- Russian: На тебя уповаю
- Directed by: Elena Tsyplakova
- Written by: Nadezhda Pokornaya
- Produced by: Aleksandr Mikhaylov
- Starring: Irina Rozanova; Natalya Sokoreva; Yevgenia Dobrovolskaya; Tatyana Markhel; Natalya Fisson; Vladimir Ilyin;
- Cinematography: Ilya Dyomin
- Edited by: Natalya Volchek
- Music by: Valeri Myagkikh
- Production company: 12А
- Release date: 1992;
- Running time: 89 min.
- Countries: Russia Belarus
- Language: Russian

= I Hope for You =

I Hope for You (На тебя уповаю) is a 1992 Russian-Belarusian drama film directed by Elena Tsyplakova.

== Plot ==
A woman who abandoned her child and attempts suicide ends up in a psychiatric hospital, and after treatment gets a job in an orphanage.

== Cast ==
- Irina Rozanova as Ira
- Natalya Sokoreva as Vika (as Natasha Sokoreva)
- Yevgenia Dobrovolskaya as Alla
- Tatyana Markhel as Principal
- Natalya Fisson as Marina
- Vladimir Ilyin as Vika's grandpa
- Dmitry Pevtsov as Kolyunya
- Margarita Shubina as Svetka
- Galina Makarova as Matveyevna
- Natalya Fedortsova as Lena Komarova
- Oksana Sivuga as Gyuzel
- Sergey Batalov as Valya's father

==Critical response==
Alexander Fedorov noted: "In reality, we've received the usual mix of 'grim reaper'—dreary, oppressive, monotonous.
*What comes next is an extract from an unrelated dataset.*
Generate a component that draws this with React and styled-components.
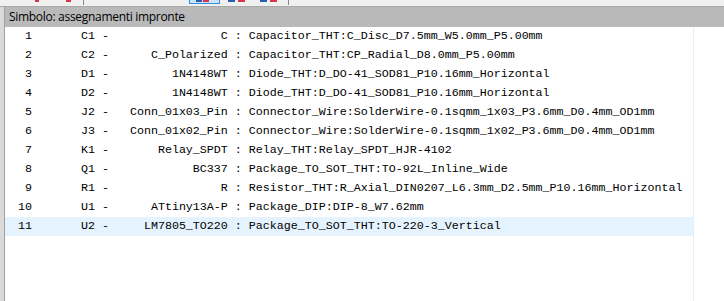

And even good actresses, though they try to liven up the script's formulas, succeed only in the few episodes where a spark of sincerity glimmers". The magazine Iskusstvo Kino in those years wrote: “The film is a rather strange mixture of a newspaper article about the morals of an orphanage and a tabloid story about a lost and found child". It is also included in the booklet by the Republic of Tatarstan titled Film therapy in the preparation of volunteers for work with minors.